#### Data excerpt
★ ★ ★ ★ ★

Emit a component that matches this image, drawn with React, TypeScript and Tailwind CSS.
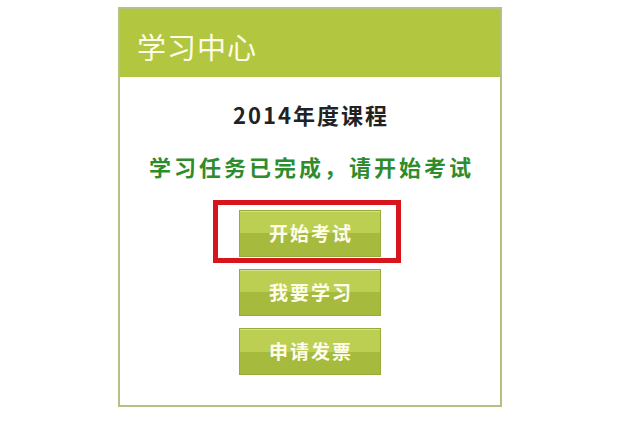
const buttons = ["开始考试", "我要学习", "申请发票"];

export default function App() {
  return (
    <div
      className="w-[620px] h-[429px] bg-white pt-[7px]"
      style={{ fontFamily: '"Noto Sans CJK SC", "Noto Sans", sans-serif' }}
    >
      {/* 面板 */}
      <div className="mx-auto w-[384px] h-[400px] border-2 border-[#b4c084] bg-white flex flex-col">
        <div className="h-[68px] bg-[#b2c640] flex items-center pl-[17px] pt-[6px]">
          <span className="text-[29px] leading-none tracking-[1px] text-[#fbfde8]">学习中心</span>
        </div>
        <div className="flex flex-col items-center pt-[23px]">
          <p className="text-[22px] leading-[28px] font-bold tracking-[2px] text-[#222222] pl-[2px]">
            2014年度课程
          </p>
          <p className="mt-[24px] text-[22px] leading-[28px] font-bold tracking-[3px] text-[#2f8c2c] pl-[3px]">
            学习任务已完成，请开始考试
          </p>
          <div className="mt-[30px] flex flex-col gap-[12px]">
            {buttons.map((label, i) => (
              <div key={label} className="relative">
                {i === 0 && (
                  <div className="absolute -left-[26px] -right-[20px] -top-[10px] -bottom-[6px] border-[5px] border-[#d8141c]" />
                )}
                <button className="relative w-[142px] h-[47px] border border-[#97ab3c] bg-gradient-to-b from-[#bccf52] from-50% to-[#a6bb3d] to-50% text-[#fdfde9] text-[19px] font-bold tracking-[2px] pl-[2px] shadow-[inset_0_1px_0_rgba(255,255,255,0.35)]">
                  {label}
                </button>
              </div>
            ))}
          </div>
        </div>
      </div>
    </div>
  );
}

★ ★ ★ ★ ★

#### Instruction
Return all of the data exactly as written, and drop the pictures.

#### Full output
Emit a component that matches this image, drawn with React, TypeScript and Tailwind CSS.
const buttons = ["开始考试", "我要学习", "申请发票"];

export default function App() {
  return (
    <div
      className="w-[620px] h-[429px] bg-white pt-[7px]"
      style={{ fontFamily: '"Noto Sans CJK SC", "Noto Sans", sans-serif' }}
    >
      {/* 面板 */}
      <div className="mx-auto w-[384px] h-[400px] border-2 border-[#b4c084] bg-white flex flex-col">
        <div className="h-[68px] bg-[#b2c640] flex items-center pl-[17px] pt-[6px]">
          <span className="text-[29px] leading-none tracking-[1px] text-[#fbfde8]">学习中心</span>
        </div>
        <div className="flex flex-col items-center pt-[23px]">
          <p className="text-[22px] leading-[28px] font-bold tracking-[2px] text-[#222222] pl-[2px]">
            2014年度课程
          </p>
          <p className="mt-[24px] text-[22px] leading-[28px] font-bold tracking-[3px] text-[#2f8c2c] pl-[3px]">
            学习任务已完成，请开始考试
          </p>
          <div className="mt-[30px] flex flex-col gap-[12px]">
            {buttons.map((label, i) => (
              <div key={label} className="relative">
                {i === 0 && (
                  <div className="absolute -left-[26px] -right-[20px] -top-[10px] -bottom-[6px] border-[5px] border-[#d8141c]" />
                )}
                <button className="relative w-[142px] h-[47px] border border-[#97ab3c] bg-gradient-to-b from-[#bccf52] from-50% to-[#a6bb3d] to-50% text-[#fdfde9] text-[19px] font-bold tracking-[2px] pl-[2px] shadow-[inset_0_1px_0_rgba(255,255,255,0.35)]">
                  {label}
                </button>
              </div>
            ))}
          </div>
        </div>
      </div>
    </div>
  );
}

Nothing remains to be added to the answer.